-- Provided data --
== == ==
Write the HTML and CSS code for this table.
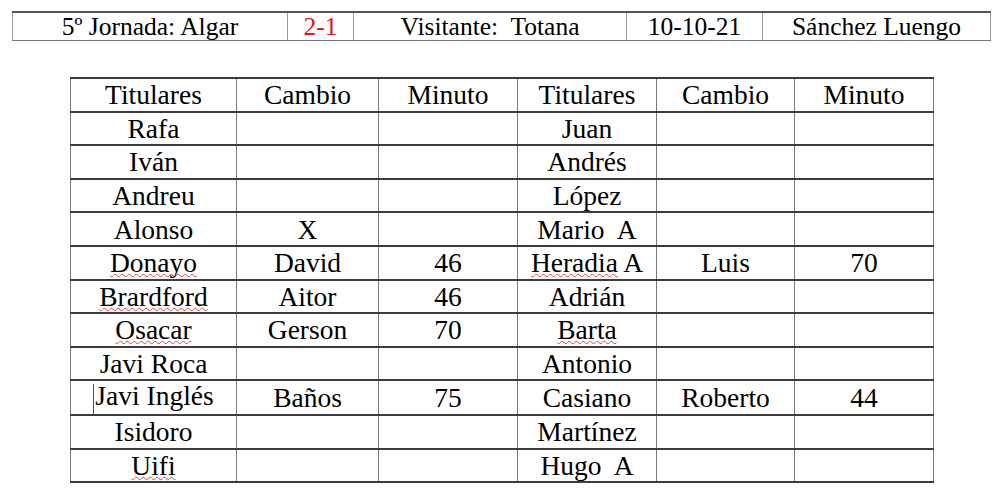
FILE: index.html
```html
<!DOCTYPE html>
<html lang="es">
<head>
<meta charset="utf-8">
<title>5º Jornada</title>
<link rel="stylesheet" href="styles.css">
</head>
<body>
<table class="info">
  <tr>
    <td class="c1">5º Jornada: Algar</td>
    <td class="c2 score">2-1</td>
    <td class="c3">Visitante:&nbsp; Totana</td>
    <td class="c4">10-10-21</td>
    <td class="c5">Sánchez Luengo</td>
  </tr>
</table>

<table class="lineup">
  <colgroup>
    <col class="w1"><col class="w2"><col class="w3"><col class="w4"><col class="w5"><col class="w6">
  </colgroup>
  <tr><td>Titulares</td><td>Cambio</td><td>Minuto</td><td>Titulares</td><td>Cambio</td><td>Minuto</td></tr>
  <tr><td>Rafa</td><td></td><td></td><td>Juan</td><td></td><td></td></tr>
  <tr><td>Iván</td><td></td><td></td><td>Andrés</td><td></td><td></td></tr>
  <tr><td>Andreu</td><td></td><td></td><td>López</td><td></td><td></td></tr>
  <tr><td>Alonso</td><td>X</td><td></td><td>Mario&nbsp; A</td><td></td><td></td></tr>
  <tr><td><span class="sp">Donayo</span></td><td>David</td><td>46</td><td><span class="sp">Heradia</span> A</td><td>Luis</td><td>70</td></tr>
  <tr><td><span class="sp">Brardford</span></td><td>Aitor</td><td>46</td><td>Adrián</td><td></td><td></td></tr>
  <tr><td><span class="sp">Osacar</span></td><td>Gerson</td><td>70</td><td><span class="sp">Barta</span></td><td></td><td></td></tr>
  <tr><td>Javi Roca</td><td></td><td></td><td>Antonio</td><td></td><td></td></tr>
  <tr><td><span class="caret"></span>Javi Inglés</td><td>Baños</td><td>75</td><td>Casiano</td><td>Roberto</td><td>44</td></tr>
  <tr><td>Isidoro</td><td></td><td></td><td>Martínez</td><td></td><td></td></tr>
  <tr><td><span class="sp">Uifi</span></td><td></td><td></td><td>Hugo&nbsp; A</td><td></td><td></td></tr>
</table>
</body>
</html>
```

FILE: styles.css
```css
html, body {
  margin: 0;
  padding: 0;
  background: #fff;
}

body {
  font-family: "Liberation Serif", "Times New Roman", serif;
  color: #000;
}

table {
  border-collapse: collapse;
  table-layout: fixed;
}

td {
  padding: 0;
  text-align: center;
  vertical-align: middle;
  white-space: nowrap;
}

/* Header info strip */
.info {
  margin: 11px 0 0 12px;
  width: 978px;
  font-size: 25.5px;
}

.info td {
  height: 27px;
  line-height: 27px;
  border-top: 2px solid #555;
  border-bottom: 1px solid #777;
  border-left: 1px solid #999;
  border-right: 1px solid #999;
}

.info .c1 { width: 274px; }
.info .c2 { width: 65px; }
.info .c3 { width: 272px; }
.info .c4 { width: 135px; }
.info .c5 { width: 227px; }

.score { color: #f01010; }

/* Line-up table */
.lineup {
  margin: 36px 0 0 70px;
  width: 863px;
  font-size: 27.5px;
}

.lineup .w1 { width: 166px; }
.lineup .w2 { width: 142px; }
.lineup .w3 { width: 139px; }
.lineup .w4 { width: 139px; }
.lineup .w5 { width: 138px; }
.lineup .w6 { width: 139px; }

.lineup tr { height: 33.6px; }

.lineup td {
  border-top: 2px solid #3c3c3c;
  border-bottom: 2px solid #3c3c3c;
  border-left: 1px solid #7a7a7a;
  border-right: 1px solid #7a7a7a;
  line-height: 29px;
}

.sp {
  text-decoration: underline wavy #e04040;
  text-decoration-thickness: 1px;
  text-underline-offset: 1px;
  text-decoration-skip-ink: none;
}

.caret {
  display: inline-block;
  width: 0;
  height: 30px;
  border-left: 1px solid #555;
  vertical-align: middle;
  margin-right: 1px;
}
```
== == ==
-- What needs to be done --
Filter the listing above for the string "table" and copy every matching line.

-- Output of the task --
Write the HTML and CSS code for this table.
<table class="info">
</table>
<table class="lineup">
</table>
table {
  table-layout: fixed;
/* Line-up table */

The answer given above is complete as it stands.